Version 2.0:    Towards High-resolution Generic Orthologs & Functions

Motivations

Seq2Fun version1 is developed for high speed functional quantification based on KEGG Orthologs (KO) for RNA-seq data of organisms without genome references. It is very useful for medium level functional summary (eg. KO abundance) and the subsequent KEGG pathway analysis. However, the KO based system has two main limitations

  • Limited Coverage: the genes assigned to KOs are only a proportion of whole protein-coding genes. eg: there are ~ 19,648 protein-coding genes in human, 14,964 (76.16%) genes have KO assigned, while 4,684 (23.84%) are not assigned. For zebrafish, there are ~ 26,584 protein-coding genes, 16,322 (61.40%) have KO assigned and 10,262 are not. The assigned KOs in pathways are even fewer. Functional quantification based on only these genes assigned to KOs can not capture these missing genes, resulting in missing information from whole transcriptome. This could be translated to incomplete information and hamper our effort to answer biological questions using RNA-seq.
  • Limited Annotation: the version 1 uses low resolution gene annotation (KO) database, it will be interesting to conduct functional analysis at a higher resolution such as at gene level. In addition to KOs, GO analysis is an another powerful approach for functional analysis of RNA-seq data. These are not available in version1.

Goals

Therefore, we develop Seq2Fun version2 to address the aforementioned weaknesses with the following new features:

  1. high coverage of the whole transcriptome to quantify all protein-coding genes
  2. high resolution of gene quantification at generic ortholog level
  3. more functional summaries and analysis such as KO, GO and their enrichment
  4. target gene assemble for phylogenetic analysis, primer designing, reference construction

Solutions

  1. using all protein-coding genes for database construction.
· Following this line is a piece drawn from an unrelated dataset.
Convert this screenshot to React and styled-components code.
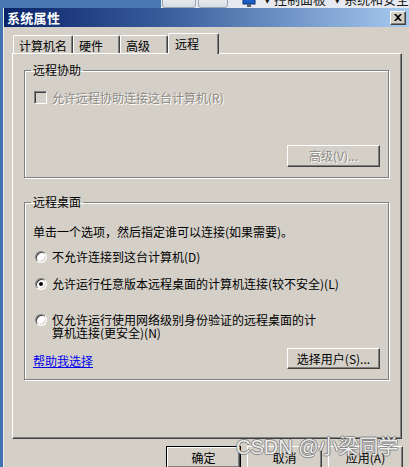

This approach ensures that gene quantification will conduct on all the protein-coding genes and maximum gene information will be kept. This will provide the opportunity to gain a comprehensive and deep functional insight from RNA-seq data.
  2. using gene orthologs to annotate mapped reads. The database used here consists of all protein-coding genes from diverse organisms. One read could be mapped to many genes from many organisms, and these genes are most likely one ortholog. Therefore, using ortholog will ensure one mapped read to be annotated to one common feature such as one ortholog id or gene symbol from orthologs.
    We have download all the protein-coding gene from 687 eukaryotic organisms using KEGGREST. These organisms are grouped into ~12 phylogenetic groups (eg, mammals, birds, fishes, et al). See DATABASE. We employed OrthoFinder to identify ortholog groups for these phylogenetic groups.
  3. annotate ortholog to KO and GO. KO and GO are very important for high level functional summary and analysis, which will offer users opportunity to investigate functional changes. Therefore, We annotate each protein/gene with Kegg database for KO, and GOA for GO. Based on the ortholog-KO-GO map, KO and GO can be extracted from ortholog abundance table and subsequent downstream analysis such as pathway and GO enrichment can be performed.
  4. develop functions for annotated reads extraction for gene assembly. For organisms without genome references, it could be important to obtain the gene sequences from RNA-seq data via de novo assemblers. It is well-known that de novo assemblers are extremely slow and computational intensive. Therefore, we have developed functions to output annotated reads, then extract the mapped reads to each annotated genes, and the subsequent target gene can be assembled by other assemblers such as SOAPdenovo-Trans. The target gene assembly will be extremely fast due to the fewer annotated reads and the assembled contigs can be used for downstream analysis such as phylogenetic analysis, primer design and reference construction.

Seq2Fun version1 and 2

Figure 1: Seq2Fun version 1 and 2.